EXERCISE :: What is the number of lines in these entries that include "code"? Write that number and no other text.

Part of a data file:
--- start ---
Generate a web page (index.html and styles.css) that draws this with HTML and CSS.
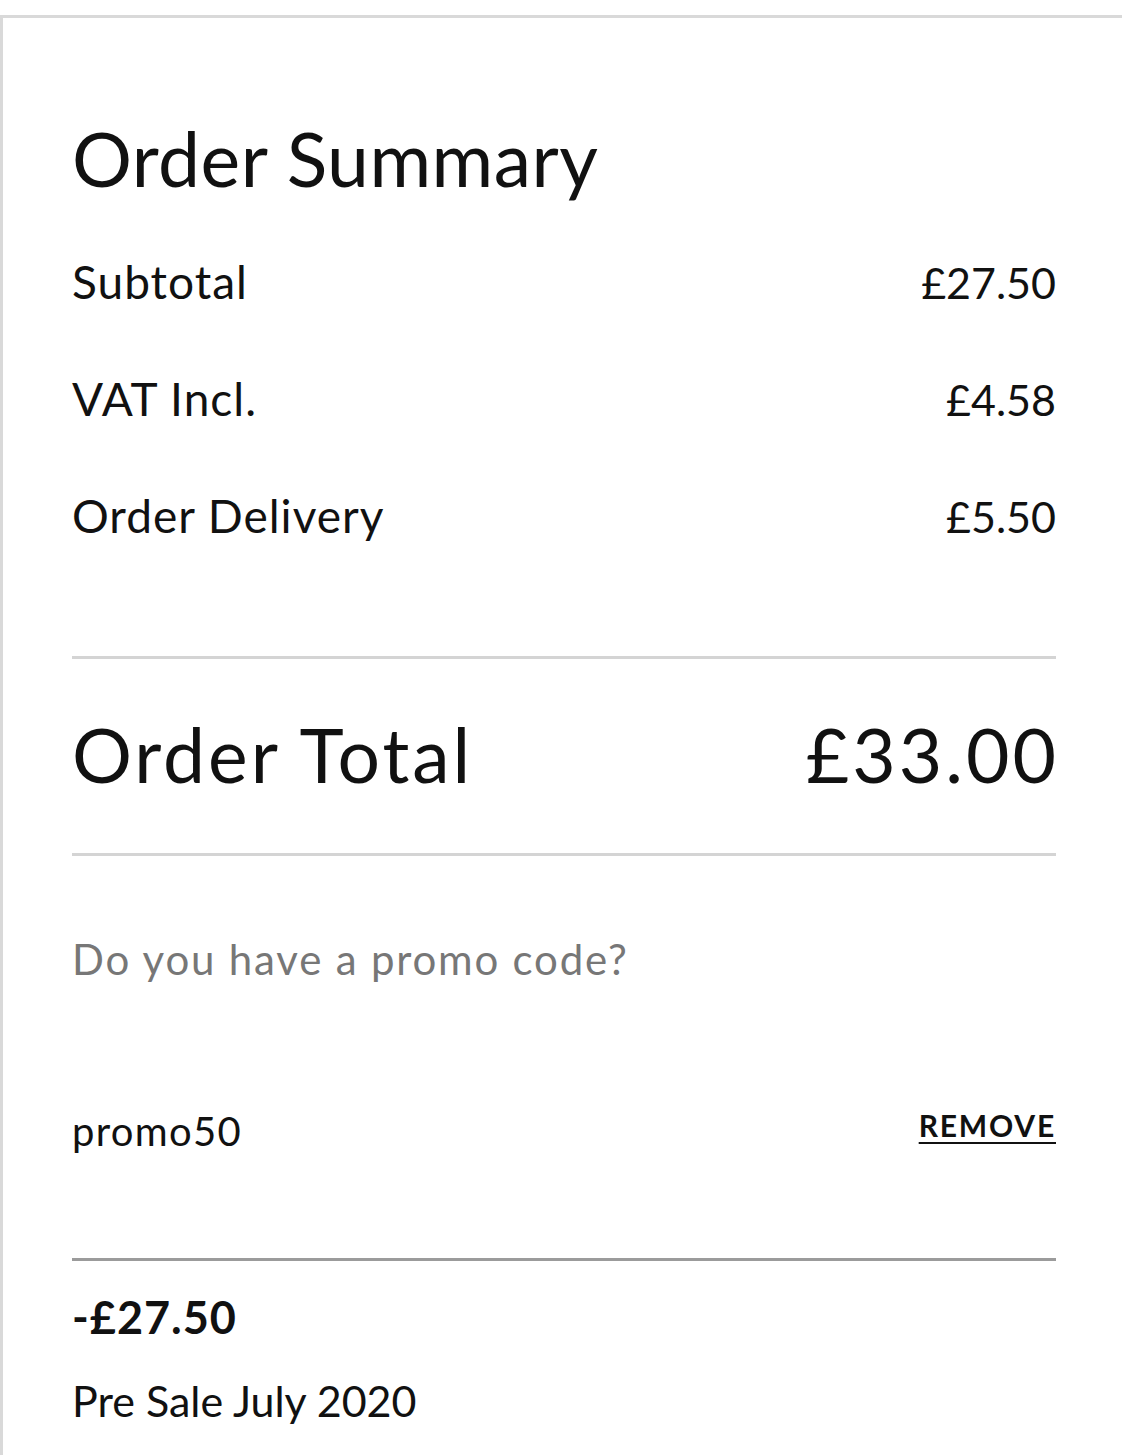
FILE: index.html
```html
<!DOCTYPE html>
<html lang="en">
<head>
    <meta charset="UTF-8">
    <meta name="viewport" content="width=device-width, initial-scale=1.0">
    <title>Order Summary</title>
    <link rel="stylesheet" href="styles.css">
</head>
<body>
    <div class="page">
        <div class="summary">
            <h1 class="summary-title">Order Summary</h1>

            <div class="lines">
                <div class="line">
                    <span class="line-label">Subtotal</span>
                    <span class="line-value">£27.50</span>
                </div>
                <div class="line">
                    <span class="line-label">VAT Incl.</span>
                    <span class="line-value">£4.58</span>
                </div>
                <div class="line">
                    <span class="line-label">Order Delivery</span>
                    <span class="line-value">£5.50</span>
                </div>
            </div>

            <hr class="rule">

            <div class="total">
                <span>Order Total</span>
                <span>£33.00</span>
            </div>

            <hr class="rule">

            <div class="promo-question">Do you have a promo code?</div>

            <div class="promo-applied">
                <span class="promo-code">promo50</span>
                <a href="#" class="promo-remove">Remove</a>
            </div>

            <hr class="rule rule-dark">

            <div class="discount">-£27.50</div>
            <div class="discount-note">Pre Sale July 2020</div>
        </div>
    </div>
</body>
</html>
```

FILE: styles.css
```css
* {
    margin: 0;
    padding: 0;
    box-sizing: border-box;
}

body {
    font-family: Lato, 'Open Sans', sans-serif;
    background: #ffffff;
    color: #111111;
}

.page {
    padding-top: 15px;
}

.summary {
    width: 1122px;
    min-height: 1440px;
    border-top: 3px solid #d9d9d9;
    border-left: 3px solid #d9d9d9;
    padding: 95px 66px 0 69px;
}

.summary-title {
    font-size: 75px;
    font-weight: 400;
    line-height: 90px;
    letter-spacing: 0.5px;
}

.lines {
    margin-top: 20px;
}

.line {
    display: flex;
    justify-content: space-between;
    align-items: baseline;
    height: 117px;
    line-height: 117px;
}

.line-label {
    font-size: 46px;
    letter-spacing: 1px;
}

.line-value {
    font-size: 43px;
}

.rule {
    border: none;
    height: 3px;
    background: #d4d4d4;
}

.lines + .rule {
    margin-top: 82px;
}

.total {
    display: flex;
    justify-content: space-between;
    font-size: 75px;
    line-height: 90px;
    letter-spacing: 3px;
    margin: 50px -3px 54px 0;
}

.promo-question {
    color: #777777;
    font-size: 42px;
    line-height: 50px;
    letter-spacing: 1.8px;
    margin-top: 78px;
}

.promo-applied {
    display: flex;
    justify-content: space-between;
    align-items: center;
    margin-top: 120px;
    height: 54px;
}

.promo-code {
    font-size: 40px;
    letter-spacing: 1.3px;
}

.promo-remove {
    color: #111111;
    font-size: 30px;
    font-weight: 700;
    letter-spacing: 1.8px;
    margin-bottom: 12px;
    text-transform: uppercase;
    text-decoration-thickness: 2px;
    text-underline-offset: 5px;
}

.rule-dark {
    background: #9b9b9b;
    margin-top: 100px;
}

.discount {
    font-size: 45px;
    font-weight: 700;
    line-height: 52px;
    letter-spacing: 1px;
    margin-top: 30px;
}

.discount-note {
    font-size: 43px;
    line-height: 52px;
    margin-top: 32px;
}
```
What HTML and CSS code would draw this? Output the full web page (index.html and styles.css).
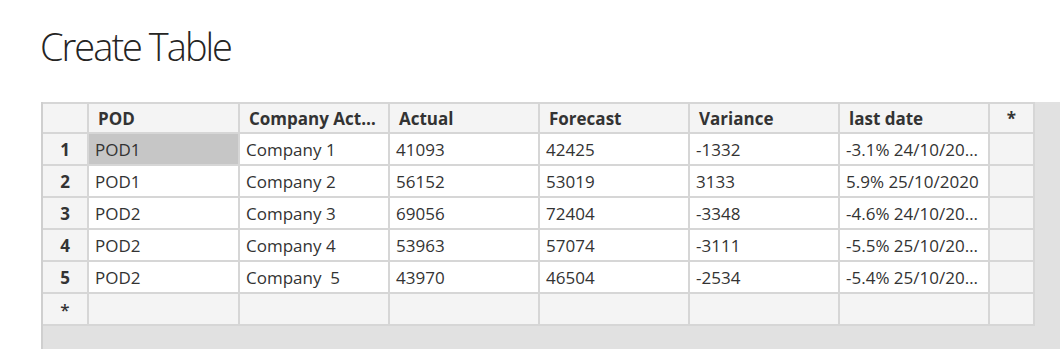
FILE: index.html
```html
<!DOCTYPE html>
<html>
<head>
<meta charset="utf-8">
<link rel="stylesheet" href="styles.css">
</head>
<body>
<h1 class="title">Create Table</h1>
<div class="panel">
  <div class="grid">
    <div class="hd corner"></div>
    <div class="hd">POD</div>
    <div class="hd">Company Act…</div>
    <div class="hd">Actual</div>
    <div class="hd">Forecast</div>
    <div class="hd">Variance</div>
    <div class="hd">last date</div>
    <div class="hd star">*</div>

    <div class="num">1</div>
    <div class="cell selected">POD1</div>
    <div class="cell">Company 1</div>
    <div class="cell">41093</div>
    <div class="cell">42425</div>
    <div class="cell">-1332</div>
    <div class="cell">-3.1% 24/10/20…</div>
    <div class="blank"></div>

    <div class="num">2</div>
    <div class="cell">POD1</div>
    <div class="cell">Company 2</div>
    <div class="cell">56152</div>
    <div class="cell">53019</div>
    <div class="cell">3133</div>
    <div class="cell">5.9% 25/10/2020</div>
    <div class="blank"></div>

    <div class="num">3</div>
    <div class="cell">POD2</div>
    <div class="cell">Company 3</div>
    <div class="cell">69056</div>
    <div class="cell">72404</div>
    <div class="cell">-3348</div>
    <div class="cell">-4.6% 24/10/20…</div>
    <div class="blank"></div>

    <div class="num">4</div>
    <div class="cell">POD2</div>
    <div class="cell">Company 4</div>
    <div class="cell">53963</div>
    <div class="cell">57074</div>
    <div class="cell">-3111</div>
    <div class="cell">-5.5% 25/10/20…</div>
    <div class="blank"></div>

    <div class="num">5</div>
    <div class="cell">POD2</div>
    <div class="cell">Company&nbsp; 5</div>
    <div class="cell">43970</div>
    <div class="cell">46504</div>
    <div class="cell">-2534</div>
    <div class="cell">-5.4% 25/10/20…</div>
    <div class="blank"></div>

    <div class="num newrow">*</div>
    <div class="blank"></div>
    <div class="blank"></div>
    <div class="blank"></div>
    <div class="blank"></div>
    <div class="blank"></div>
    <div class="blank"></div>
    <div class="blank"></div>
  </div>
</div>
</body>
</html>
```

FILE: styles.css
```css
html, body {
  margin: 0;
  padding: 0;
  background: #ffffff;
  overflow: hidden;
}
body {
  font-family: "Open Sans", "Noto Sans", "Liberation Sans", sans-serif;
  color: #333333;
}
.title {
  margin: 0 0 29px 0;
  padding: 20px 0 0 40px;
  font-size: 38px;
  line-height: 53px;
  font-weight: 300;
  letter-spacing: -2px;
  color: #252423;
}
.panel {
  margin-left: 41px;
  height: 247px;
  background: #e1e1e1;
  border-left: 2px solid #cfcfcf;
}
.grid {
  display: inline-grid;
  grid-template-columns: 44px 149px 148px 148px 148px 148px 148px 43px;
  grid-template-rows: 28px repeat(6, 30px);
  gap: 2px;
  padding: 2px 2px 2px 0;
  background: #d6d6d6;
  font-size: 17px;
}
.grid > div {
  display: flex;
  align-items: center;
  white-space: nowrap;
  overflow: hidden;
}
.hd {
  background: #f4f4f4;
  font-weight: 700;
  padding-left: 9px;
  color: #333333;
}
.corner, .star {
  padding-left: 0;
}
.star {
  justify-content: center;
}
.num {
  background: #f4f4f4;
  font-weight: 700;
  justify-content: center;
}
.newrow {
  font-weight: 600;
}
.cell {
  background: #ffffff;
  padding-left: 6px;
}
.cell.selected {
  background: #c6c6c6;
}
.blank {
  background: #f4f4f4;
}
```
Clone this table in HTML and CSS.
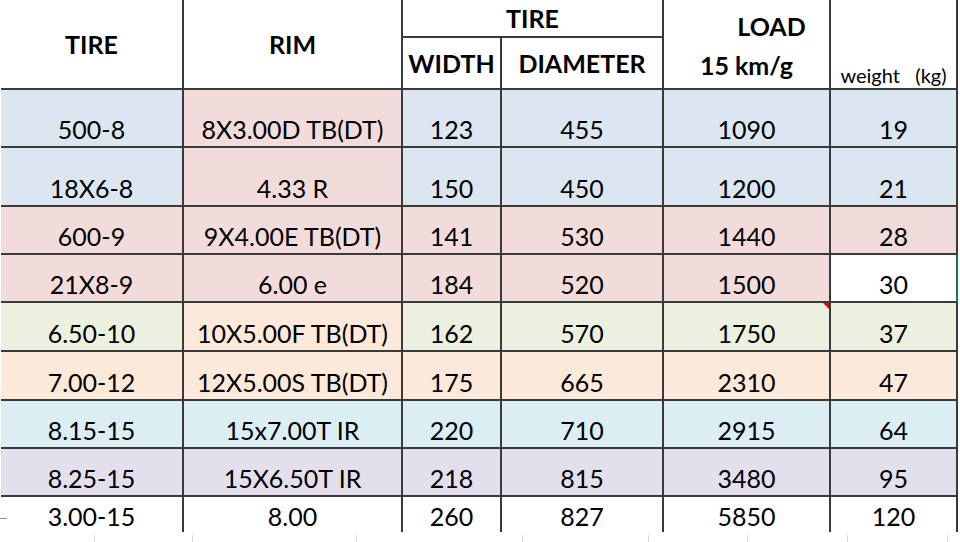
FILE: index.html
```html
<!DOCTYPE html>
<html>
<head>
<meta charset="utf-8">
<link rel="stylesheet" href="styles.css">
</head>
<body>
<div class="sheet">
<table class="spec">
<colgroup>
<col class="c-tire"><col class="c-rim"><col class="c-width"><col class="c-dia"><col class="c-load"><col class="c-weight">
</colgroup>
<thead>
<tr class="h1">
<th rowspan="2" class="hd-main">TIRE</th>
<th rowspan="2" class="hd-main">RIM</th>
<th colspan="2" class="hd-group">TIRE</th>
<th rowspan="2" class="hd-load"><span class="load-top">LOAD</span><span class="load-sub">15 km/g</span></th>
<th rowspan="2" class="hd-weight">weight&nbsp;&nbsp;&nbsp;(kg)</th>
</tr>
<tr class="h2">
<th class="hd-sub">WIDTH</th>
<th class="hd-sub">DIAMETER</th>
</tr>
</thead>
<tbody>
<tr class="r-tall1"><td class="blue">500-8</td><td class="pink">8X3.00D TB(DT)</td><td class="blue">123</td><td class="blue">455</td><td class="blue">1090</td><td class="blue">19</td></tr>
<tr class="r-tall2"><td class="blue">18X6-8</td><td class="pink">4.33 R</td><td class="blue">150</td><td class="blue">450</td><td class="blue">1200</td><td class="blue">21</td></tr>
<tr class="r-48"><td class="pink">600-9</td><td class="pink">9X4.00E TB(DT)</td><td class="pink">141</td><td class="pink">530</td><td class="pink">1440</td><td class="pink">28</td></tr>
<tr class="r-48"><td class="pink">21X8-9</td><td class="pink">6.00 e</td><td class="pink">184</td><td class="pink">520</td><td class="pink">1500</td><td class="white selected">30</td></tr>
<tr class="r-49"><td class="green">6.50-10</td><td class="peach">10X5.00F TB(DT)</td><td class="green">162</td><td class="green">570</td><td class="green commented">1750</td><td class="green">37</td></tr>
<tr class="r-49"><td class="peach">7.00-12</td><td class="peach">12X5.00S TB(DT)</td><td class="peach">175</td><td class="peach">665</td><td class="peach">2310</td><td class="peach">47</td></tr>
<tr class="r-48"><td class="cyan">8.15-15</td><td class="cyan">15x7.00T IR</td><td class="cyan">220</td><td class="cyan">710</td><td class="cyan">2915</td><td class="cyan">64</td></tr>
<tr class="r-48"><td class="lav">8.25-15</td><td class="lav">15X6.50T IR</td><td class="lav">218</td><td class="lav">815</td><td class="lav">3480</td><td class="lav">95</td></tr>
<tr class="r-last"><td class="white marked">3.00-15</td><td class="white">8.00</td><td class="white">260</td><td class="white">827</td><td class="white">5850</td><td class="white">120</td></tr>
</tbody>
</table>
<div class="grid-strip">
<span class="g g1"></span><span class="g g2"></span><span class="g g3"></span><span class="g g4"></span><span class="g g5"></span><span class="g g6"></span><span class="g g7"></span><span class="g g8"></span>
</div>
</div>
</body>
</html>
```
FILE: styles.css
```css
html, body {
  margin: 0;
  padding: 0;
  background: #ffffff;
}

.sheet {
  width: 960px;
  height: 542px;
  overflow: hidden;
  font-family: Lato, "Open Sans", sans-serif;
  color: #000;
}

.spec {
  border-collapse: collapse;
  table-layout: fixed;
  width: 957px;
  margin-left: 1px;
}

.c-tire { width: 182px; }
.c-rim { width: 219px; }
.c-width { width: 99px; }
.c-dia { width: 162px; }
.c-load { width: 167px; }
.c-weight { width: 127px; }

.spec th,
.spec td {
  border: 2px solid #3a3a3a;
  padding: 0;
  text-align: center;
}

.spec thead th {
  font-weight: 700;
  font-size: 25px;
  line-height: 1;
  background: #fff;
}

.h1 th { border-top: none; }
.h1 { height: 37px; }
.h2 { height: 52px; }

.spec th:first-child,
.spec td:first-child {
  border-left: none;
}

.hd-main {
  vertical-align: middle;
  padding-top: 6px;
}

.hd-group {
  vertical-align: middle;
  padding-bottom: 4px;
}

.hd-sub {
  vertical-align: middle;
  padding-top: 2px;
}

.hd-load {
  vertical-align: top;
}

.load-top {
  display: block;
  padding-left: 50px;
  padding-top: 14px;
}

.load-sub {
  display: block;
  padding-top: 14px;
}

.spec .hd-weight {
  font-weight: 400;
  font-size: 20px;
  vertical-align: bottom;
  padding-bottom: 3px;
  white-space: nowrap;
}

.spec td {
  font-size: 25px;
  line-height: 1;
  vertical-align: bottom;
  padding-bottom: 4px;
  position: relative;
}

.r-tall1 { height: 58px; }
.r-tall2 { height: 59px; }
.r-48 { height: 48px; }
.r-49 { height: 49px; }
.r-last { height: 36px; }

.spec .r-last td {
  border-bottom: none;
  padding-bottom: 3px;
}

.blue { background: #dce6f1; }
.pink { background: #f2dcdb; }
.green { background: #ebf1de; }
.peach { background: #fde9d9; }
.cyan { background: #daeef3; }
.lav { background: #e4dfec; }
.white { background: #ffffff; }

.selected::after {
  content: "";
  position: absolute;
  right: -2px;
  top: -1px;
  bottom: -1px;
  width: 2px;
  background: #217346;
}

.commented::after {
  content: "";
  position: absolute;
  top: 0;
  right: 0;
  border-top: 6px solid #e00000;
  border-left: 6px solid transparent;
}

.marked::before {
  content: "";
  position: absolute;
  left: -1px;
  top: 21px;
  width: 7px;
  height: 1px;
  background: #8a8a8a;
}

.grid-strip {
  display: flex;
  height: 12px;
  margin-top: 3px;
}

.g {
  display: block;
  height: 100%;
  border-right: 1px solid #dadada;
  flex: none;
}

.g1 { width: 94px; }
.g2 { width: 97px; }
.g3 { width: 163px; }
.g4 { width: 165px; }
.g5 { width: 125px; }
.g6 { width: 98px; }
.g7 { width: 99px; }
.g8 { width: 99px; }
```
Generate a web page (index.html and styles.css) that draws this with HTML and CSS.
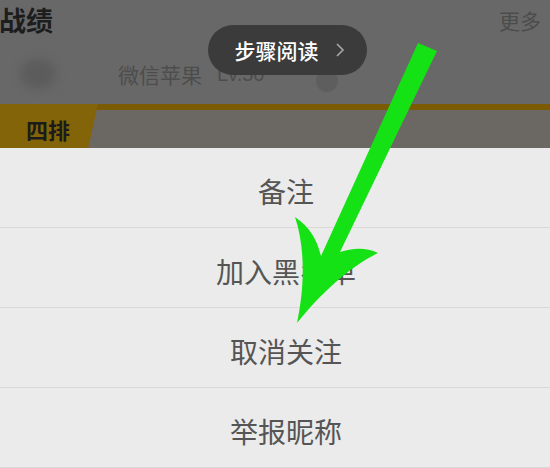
--- end ---
REPLY TO THE EXERCISE :: 4